┌─ Data lines
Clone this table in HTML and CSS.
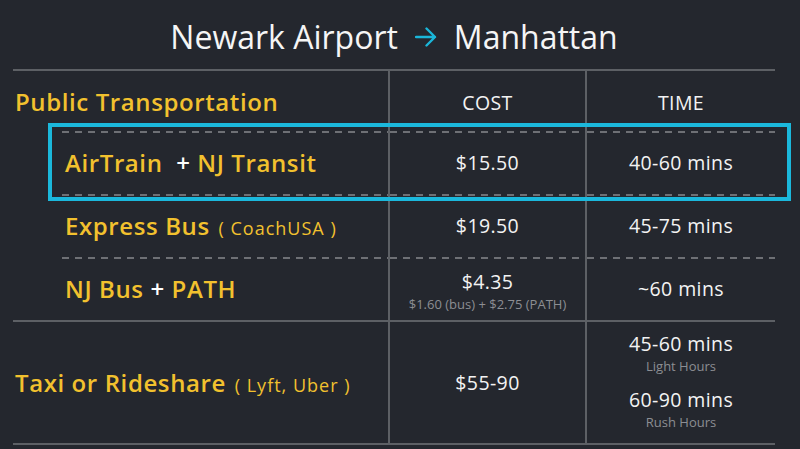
FILE: index.html
```
<!DOCTYPE html>
<html>
<head>
<meta charset="utf-8">
<link rel="stylesheet" href="styles.css">
</head>
<body>
<div class="page">
  <header class="title">
    <span>Newark Airport</span>
    <svg class="arrow" width="22" height="20" viewBox="0 0 22 20"><path d="M1 10 H20 M11.5 1.5 L20 10 L11.5 18.5" fill="none" stroke="#1ab6d9" stroke-width="2.4" stroke-linecap="round" stroke-linejoin="round"/></svg>
    <span>Manhattan</span>
  </header>
  <div class="table">
    <div class="row head">
      <div class="cell label"><span>Public Transportation</span></div>
      <div class="cell num hd">COST</div>
      <div class="cell num hd">TIME</div>
    </div>
    <div class="row dashed">
      <div class="cell label"><span>AirTrain&nbsp; <span class="plus">+</span> NJ Transit</span></div>
      <div class="cell num">$15.50</div>
      <div class="cell num">40-60 mins</div>
    </div>
    <div class="row dashed">
      <div class="cell label"><span>Express Bus <span class="note">( CoachUSA )</span></span></div>
      <div class="cell num">$19.50</div>
      <div class="cell num">45-75 mins</div>
    </div>
    <div class="row dashed">
      <div class="cell label"><span>NJ Bus <span class="plus">+</span> PATH</span></div>
      <div class="cell num stack stack-cost">
        <div class="big">$4.35</div>
        <div class="small">$1.60 (bus) + $2.75 (PATH)</div>
      </div>
      <div class="cell num">~60 mins</div>
    </div>
    <div class="row solid taxi">
      <div class="cell label"><span>Taxi or Rideshare <span class="note">( Lyft, Uber )</span></span></div>
      <div class="cell num">$55-90</div>
      <div class="cell num stack stack-time">
        <div class="big">45-60 mins</div>
        <div class="small">Light Hours</div>
        <div class="big second">60-90 mins</div>
        <div class="small">Rush Hours</div>
      </div>
    </div>
    <div class="highlight"></div>
  </div>
</div>
</body>
</html>
```
FILE: styles.css
```
* { box-sizing: border-box; }
html, body {
  margin: 0;
  padding: 0;
  background: #24272e;
  width: 800px;
  height: 449px;
  overflow: hidden;
}
body {
  font-family: "Open Sans", "Noto Sans", sans-serif;
  color: #f3f3f3;
}
.page {
  padding-left: 13px;
  width: 775px;
}
.title {
  height: 69px;
  display: flex;
  align-items: center;
  justify-content: center;
  gap: 17px;
  font-size: 32px;
  font-weight: 400;
  color: #f5f5f5;
  padding-top: 4px;
}
.arrow { display: block; }
.table {
  position: relative;
  border-top: 2px solid #5d6065;
  border-bottom: 2px solid #5d6065;
}
.row {
  display: grid;
  grid-template-columns: 375px 197px 190px;
}
.cell {
  display: flex;
  align-items: center;
}
.cell.num {
  justify-content: center;
  border-left: 2px solid #5d6065;
  font-size: 19.5px;
  letter-spacing: 0.4px;
}
.head { height: 60px; }
.head .label {
  padding-left: 2px;
}
.hd { font-size: 17px; letter-spacing: 1px; padding-top: 2px; }
.row.dashed { height: 63px; }
.row.dashed .cell {
  background-image: repeating-linear-gradient(to right, #6e7075 0 7px, transparent 7px 13px);
  background-size: 100% 2px;
  background-repeat: no-repeat;
  background-position: top left;
}
.row.dashed .label {
  margin-left: 49px;
  padding-left: 3px;
}
.row.dashed .num:last-child { background-size: calc(100% + 2px) 2px; }
.label {
  font-size: 24px;
  font-weight: 600;
  letter-spacing: 0.6px;
  color: #f2c12e;
  white-space: nowrap;
}
.plus { color: #ffffff; }
.note {
  font-size: 18px;
  font-weight: 400;
  letter-spacing: 1px;
  margin-left: 2px;
}
.row.solid { border-top: 2px solid #5d6065; }
.taxi { height: 123px; }
.taxi .label { padding-left: 2px; }
.stack {
  flex-direction: column;
  justify-content: center;
}
.stack-cost { padding-top: 3px; }
.stack-time { padding-bottom: 5px; }
.big { line-height: normal; }
.small { font-size: 13px; line-height: normal; color: #8c8e93; letter-spacing: 0; }
.second { margin-top: 11px; }
.highlight {
  position: absolute;
  left: 35px;
  top: 52px;
  width: 743px;
  height: 78px;
  border: 4px solid #1bb8dc;
  pointer-events: none;
}
```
└─
Direction – Look above for lines with the word "table" and copy them all.

Task answer –
Clone this table in HTML and CSS.
  <div class="table">
.table {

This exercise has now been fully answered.